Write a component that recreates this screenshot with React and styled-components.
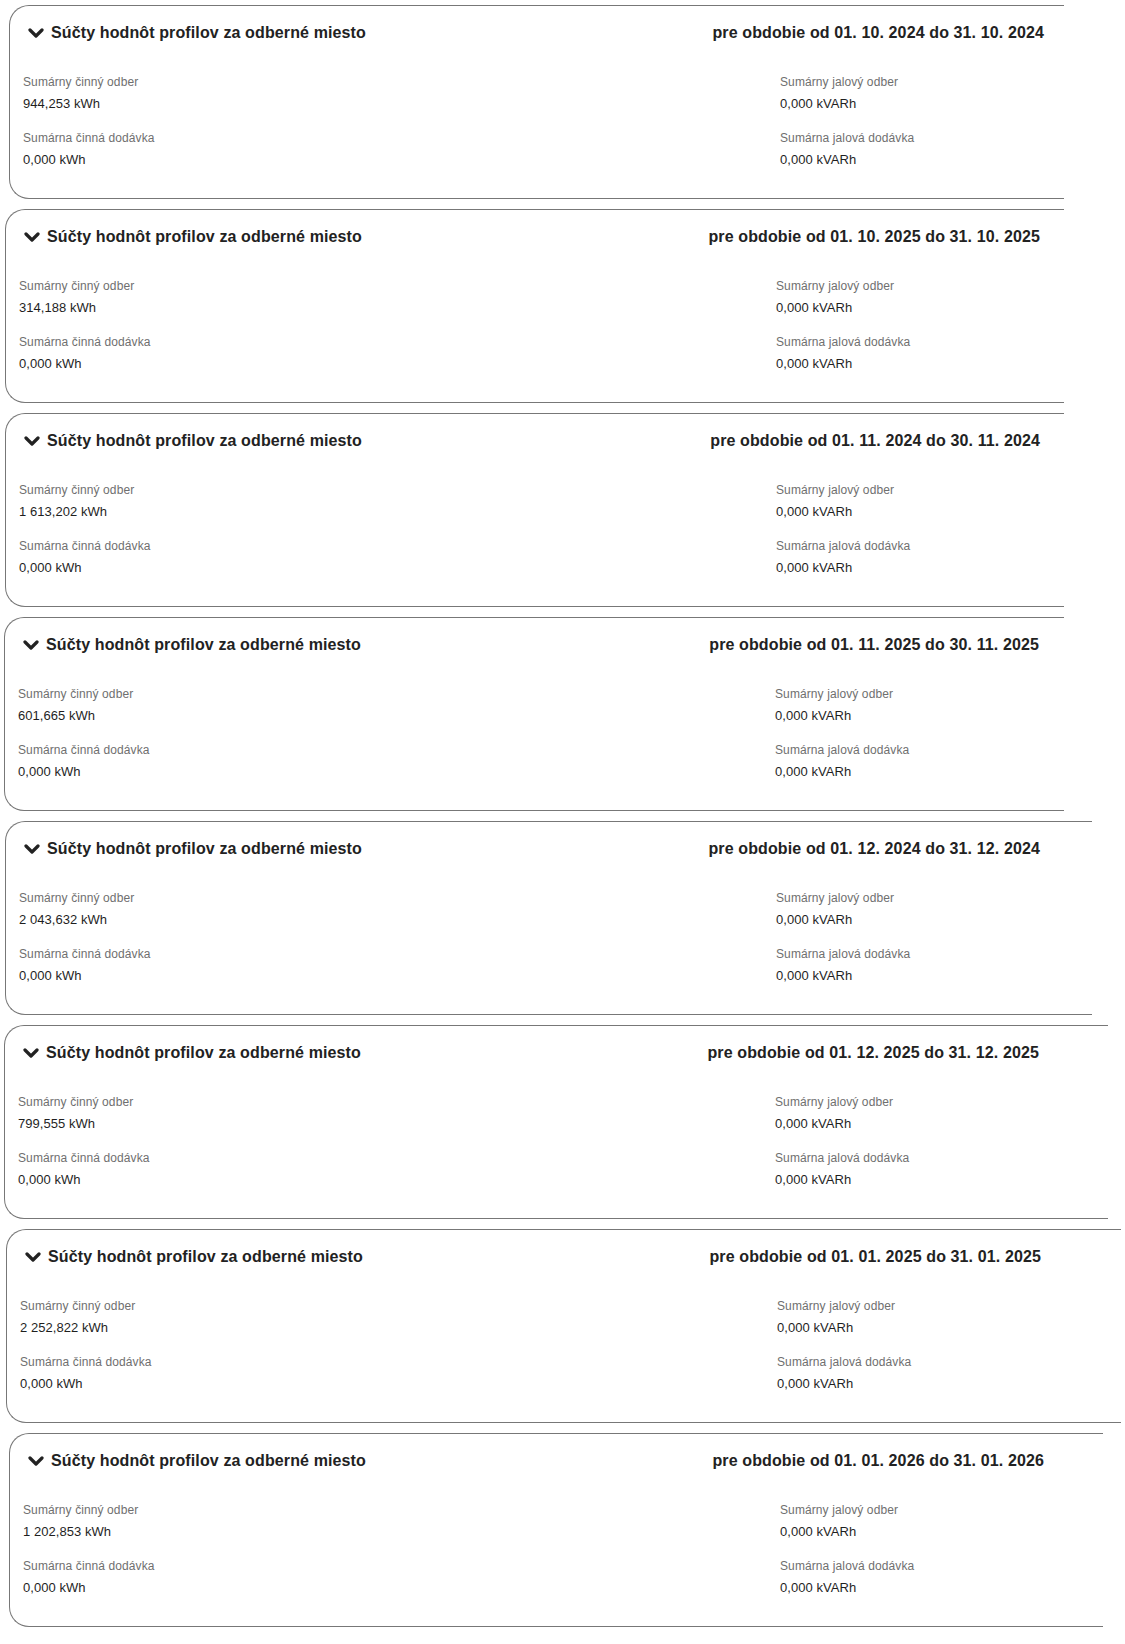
import React from 'react';
import styled, { createGlobalStyle } from 'styled-components';

const GlobalStyle = createGlobalStyle`
  html, body {
    margin: 0;
    padding: 0;
    background: #fff;
  }

  body {
    font-family: "Liberation Sans", Arial, sans-serif;
    color: #222;
  }
`;

const Page = styled.div`
  display: flex;
  flex-direction: column;
  gap: 10px;
  padding-top: 5px;
  width: 1125px;
  overflow: hidden;
`;

const Card = styled.section`
  box-sizing: border-box;
  height: 194px;
  width: ${(props) => props.width}px;
  margin-left: ${(props) => props.left}px;
  border: 1px solid #777;
  border-right: none;
  border-radius: 20px 0 0 20px;
  padding: 17px 0 0 13px;
  overflow: hidden;
`;

const Header = styled.div`
  display: flex;
  align-items: center;
  justify-content: space-between;
  width: 1021px;
  height: 20px;
`;

const Toggle = styled.div`
  display: flex;
  align-items: center;
  gap: 7px;
  padding-left: 5px;
`;

const Title = styled.h3`
  margin: 0;
  font-size: 16px;
  line-height: 20px;
  font-weight: 700;
  letter-spacing: 0.12px;
  color: #222;
  white-space: nowrap;
`;

const Fields = styled.div`
  display: grid;
  grid-template-columns: 757px 1fr;
  row-gap: 18px;
  margin-top: 31px;
`;

const Field = styled.div`
  display: flex;
  flex-direction: column;
  gap: 6px;
`;

Field.Label = styled.span`
  font-size: 12px;
  line-height: 16px;
  letter-spacing: 0.1px;
  color: #6f6f6f;
`;

Field.Value = styled.span`
  font-size: 13px;
  line-height: 16px;
  letter-spacing: 0.05px;
  color: #1f1f1f;
`;

function Chevron() {
  return (
    <svg width="16" height="12" viewBox="0 0 16 12" aria-hidden="true">
      <polyline points="2,3 8,9 14,3" fill="none" stroke="#222" strokeWidth="3.2" strokeLinecap="round" strokeLinejoin="round" />
    </svg>
  );
}

const periods = [
  { left: 9, right: 1064, from: '01. 10. 2024', to: '31. 10. 2024', odber: '944,253' },
  { left: 5, right: 1064, from: '01. 10. 2025', to: '31. 10. 2025', odber: '314,188' },
  { left: 5, right: 1064, from: '01. 11. 2024', to: '30. 11. 2024', odber: '1 613,202' },
  { left: 4, right: 1064, from: '01. 11. 2025', to: '30. 11. 2025', odber: '601,665' },
  { left: 5, right: 1092, from: '01. 12. 2024', to: '31. 12. 2024', odber: '2 043,632' },
  { left: 4, right: 1108, from: '01. 12. 2025', to: '31. 12. 2025', odber: '799,555' },
  { left: 6, right: 1121, from: '01. 01. 2025', to: '31. 01. 2025', odber: '2 252,822' },
  { left: 9, right: 1103, from: '01. 01. 2026', to: '31. 01. 2026', odber: '1 202,853' },
];

function ProfileSum({ period }) {
  return (
    <Card left={period.left} width={period.right - period.left}>
      <Header>
        <Toggle>
          <Chevron />
          <Title>Súčty hodnôt profilov za odberné miesto</Title>
        </Toggle>
        <Title>{`pre obdobie od ${period.from} do ${period.to}`}</Title>
      </Header>
      <Fields>
        <Field>
          <Field.Label>Sumárny činný odber</Field.Label>
          <Field.Value>{`${period.odber} kWh`}</Field.Value>
        </Field>
        <Field>
          <Field.Label>Sumárny jalový odber</Field.Label>
          <Field.Value>0,000 kVARh</Field.Value>
        </Field>
        <Field>
          <Field.Label>Sumárna činná dodávka</Field.Label>
          <Field.Value>0,000 kWh</Field.Value>
        </Field>
        <Field>
          <Field.Label>Sumárna jalová dodávka</Field.Label>
          <Field.Value>0,000 kVARh</Field.Value>
        </Field>
      </Fields>
    </Card>
  );
}

export default function App() {
  return (
    <>
      <GlobalStyle />
      <Page>
        {periods.map((period) => (
          <ProfileSum key={period.from} period={period} />
        ))}
      </Page>
    </>
  );
}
● ● ●
Directive - Make a list of all lines in the data that contain "components".

Finished task -
Write a component that recreates this screenshot with React and styled-components.
import styled, { createGlobalStyle } from 'styled-components';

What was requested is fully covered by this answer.